If you have a Cisco FTD high end product such as the 4100 and 9300, then you may find this post important, or at least somewhat interesting. First, if you are in expert mode from your FTD device and perform a ifconfig -a, then you’ll find some IP’s in use for internal management.
When a customer asked me what this 203 address was, I called cisco and the answer was “well just tell them not to type in ifconfig”….the answer seemed a little like this:
However, I did finally push them enough and received an answer. Here is how you see this address and then the answer follows:
[email protected]:~$ifconfig -a
here is the output for int eth0:0
eth0:0 Link encap:Ethernet HWaddr 00:15:a5:01:01:00
inet addr:203.0.113.1 Bcast:203.0.113.127 Mask:255.255.255.128
UP BROADCAST RUNNING MULTICAST MTU:1500 Metric:1
So, to begin with, what is this IP address anyway? Check out RFC 5737 for an explanation of this address:
RFC 5737: Pv4 Address Blocks Reserved for Documentation
[some output cut]
3. Documentation Address Blocks
The blocks 192.0.2.0/24 (TEST-NET-1), 198.51.100.0/24 (TEST-NET-2), and 203.0.113.0/24 (TEST-NET-3) are provided for use in documentation.
4. Operational Implications
Addresses within the TEST-NET-1, TEST-NET-2, and TEST-NET-3 blocks SHOULD NOT appear on the public Internet and are used without any coordination with IANA or an Internet registry [RFC2050]. Network operators SHOULD add these address blocks to the list of non- routeable address spaces, and if packet filters are deployed, then this address block SHOULD be added to packet filters. These blocks are not for local use, and the filters may be used in both local and public contexts.
So, what the heck does Cisco use this for? Well, that’s the question de jour for sure. The answer, which is documented only here now, is that its used for internal NTP clocking of the device (not external). You can obviously just ignore this address, but just make sure you don’t use it somewhere or accidentally advertise it, but if you were wondering what the heck this address is, there you go.

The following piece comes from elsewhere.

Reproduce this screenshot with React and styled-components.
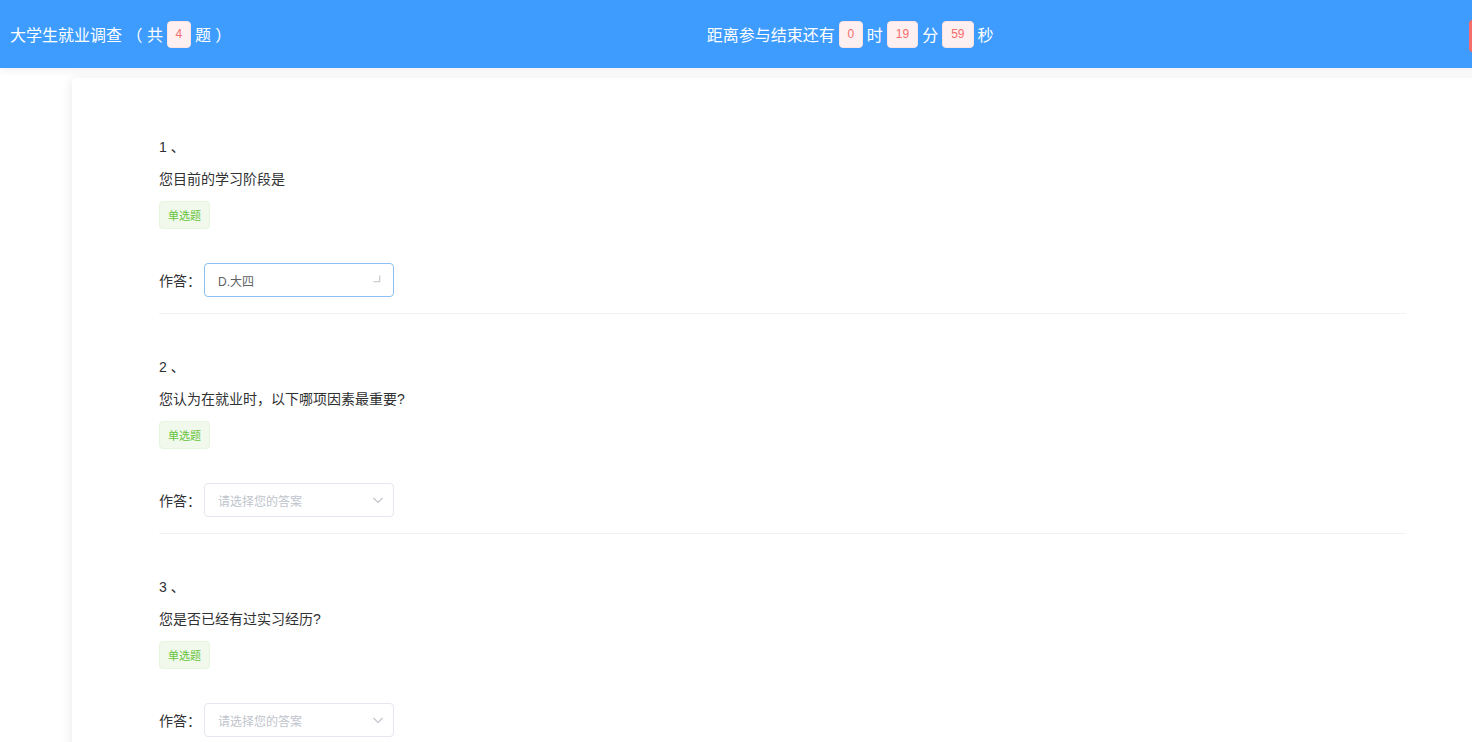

But wait, there’s more. Inside that same output is multiple 127.x.y.z addresses, and these can cause problems as well. For example, Cisco also created headaches for ACI and OTV by also using 127.x.y.z hardcoded for Cluster Control Link (CCL), with no documentation on these addresses either. You will need to create a dedicated VDC on your Nexus xKs for the Firepower CCL and disable ARP inspection on the OTV tunnel to get it to work.